▶ _Provided data_
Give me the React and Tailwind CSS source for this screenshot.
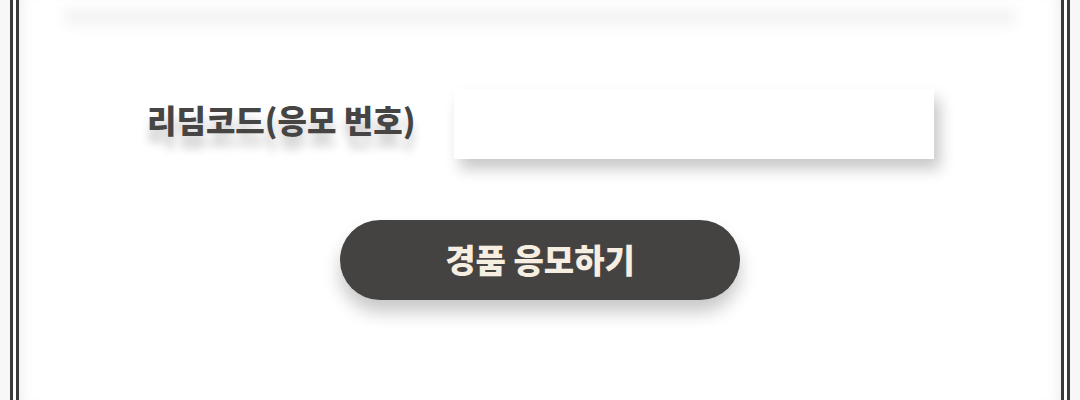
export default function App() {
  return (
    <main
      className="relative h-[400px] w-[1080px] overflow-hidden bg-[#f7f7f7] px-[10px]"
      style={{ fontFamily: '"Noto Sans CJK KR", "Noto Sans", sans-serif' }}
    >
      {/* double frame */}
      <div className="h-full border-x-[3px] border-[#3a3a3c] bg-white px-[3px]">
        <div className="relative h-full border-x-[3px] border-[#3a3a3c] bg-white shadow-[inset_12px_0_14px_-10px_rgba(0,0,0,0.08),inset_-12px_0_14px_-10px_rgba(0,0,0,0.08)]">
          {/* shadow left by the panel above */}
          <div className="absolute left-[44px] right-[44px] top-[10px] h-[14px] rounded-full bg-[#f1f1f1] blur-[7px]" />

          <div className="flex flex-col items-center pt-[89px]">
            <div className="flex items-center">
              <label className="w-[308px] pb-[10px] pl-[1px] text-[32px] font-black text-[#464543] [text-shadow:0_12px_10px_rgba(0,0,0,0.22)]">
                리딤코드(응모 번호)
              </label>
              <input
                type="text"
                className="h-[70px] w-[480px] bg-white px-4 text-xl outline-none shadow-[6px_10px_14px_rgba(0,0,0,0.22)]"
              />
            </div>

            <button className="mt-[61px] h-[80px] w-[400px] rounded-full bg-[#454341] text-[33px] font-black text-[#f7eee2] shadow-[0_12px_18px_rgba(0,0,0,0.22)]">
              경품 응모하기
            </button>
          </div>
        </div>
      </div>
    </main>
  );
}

▶ _Stated problem_
Starting with the first line of the data above and ending with the line containing "left-[44px] right-[44px] top-[10px]", please restate every line exactly, leaving images out.

▶ _Result_
Give me the React and Tailwind CSS source for this screenshot.
export default function App() {
  return (
    <main
      className="relative h-[400px] w-[1080px] overflow-hidden bg-[#f7f7f7] px-[10px]"
      style={{ fontFamily: '"Noto Sans CJK KR", "Noto Sans", sans-serif' }}
    >
      {/* double frame */}
      <div className="h-full border-x-[3px] border-[#3a3a3c] bg-white px-[3px]">
        <div className="relative h-full border-x-[3px] border-[#3a3a3c] bg-white shadow-[inset_12px_0_14px_-10px_rgba(0,0,0,0.08),inset_-12px_0_14px_-10px_rgba(0,0,0,0.08)]">
          {/* shadow left by the panel above */}
          <div className="absolute left-[44px] right-[44px] top-[10px] h-[14px] rounded-full bg-[#f1f1f1] blur-[7px]" />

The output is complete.